### [Extracted records]
........
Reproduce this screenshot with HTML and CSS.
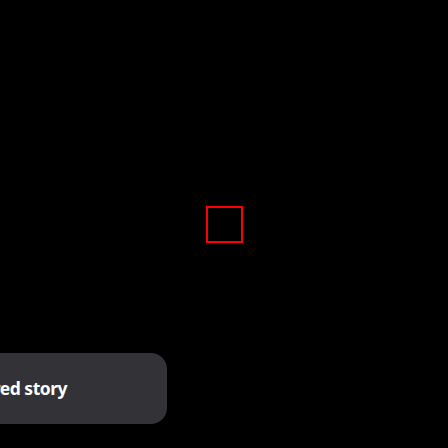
FILE: index.html
```html
<!DOCTYPE html>
<html>
<head>
<meta charset="utf-8">
<link rel="stylesheet" href="styles.css">
</head>
<body>
<div class="stage">
  <div class="focus-box"></div>
</div>
<div class="toast"><span class="toast-text">Shared story</span></div>
</body>
</html>
```
FILE: styles.css
```css
html, body {
  margin: 0;
  padding: 0;
  background: #000;
  width: 448px;
  height: 448px;
  overflow: hidden;
  font-family: "Noto Sans", "Open Sans", sans-serif;
}
.stage {
  width: 448px;
  height: 448px;
  display: flex;
  justify-content: flex-start;
  align-items: flex-start;
  padding: 206px 0 0 206px;
  box-sizing: border-box;
}
.focus-box {
  width: 37px;
  height: 37px;
  box-sizing: border-box;
  border: 2px solid #ff0000;
}
.toast {
  position: absolute;
  top: 353px;
  left: -200px;
  width: 367px;
  height: 71px;
  background: #323237;
  border-radius: 16px;
  display: flex;
  align-items: center;
  justify-content: flex-end;
  padding-right: 100px;
  box-sizing: border-box;
}
.toast-text {
  color: #fff;
  font-weight: 700;
  font-size: 17.5px;
  letter-spacing: -0.5px;
  white-space: nowrap;
  position: relative;
  top: -1px;
}
```
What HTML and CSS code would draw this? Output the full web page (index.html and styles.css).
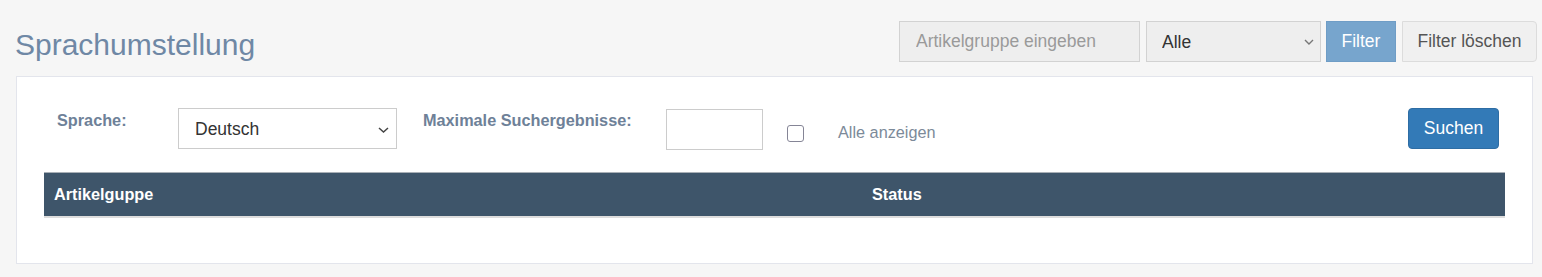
........
### [Written task]
Leave out the pictures and copy the rest of the material above exactly.

### [The answer]
Reproduce this screenshot with HTML and CSS.
FILE: index.html
```html
<!DOCTYPE html>
<html>
<head>
<meta charset="utf-8">
<link rel="stylesheet" href="styles.css">
</head>
<body>
<div class="stage">
  <div class="focus-box"></div>
</div>
<div class="toast"><span class="toast-text">Shared story</span></div>
</body>
</html>
```
FILE: styles.css
```css
html, body {
  margin: 0;
  padding: 0;
  background: #000;
  width: 448px;
  height: 448px;
  overflow: hidden;
  font-family: "Noto Sans", "Open Sans", sans-serif;
}
.stage {
  width: 448px;
  height: 448px;
  display: flex;
  justify-content: flex-start;
  align-items: flex-start;
  padding: 206px 0 0 206px;
  box-sizing: border-box;
}
.focus-box {
  width: 37px;
  height: 37px;
  box-sizing: border-box;
  border: 2px solid #ff0000;
}
.toast {
  position: absolute;
  top: 353px;
  left: -200px;
  width: 367px;
  height: 71px;
  background: #323237;
  border-radius: 16px;
  display: flex;
  align-items: center;
  justify-content: flex-end;
  padding-right: 100px;
  box-sizing: border-box;
}
.toast-text {
  color: #fff;
  font-weight: 700;
  font-size: 17.5px;
  letter-spacing: -0.5px;
  white-space: nowrap;
  position: relative;
  top: -1px;
}
```
What HTML and CSS code would draw this? Output the full web page (index.html and styles.css).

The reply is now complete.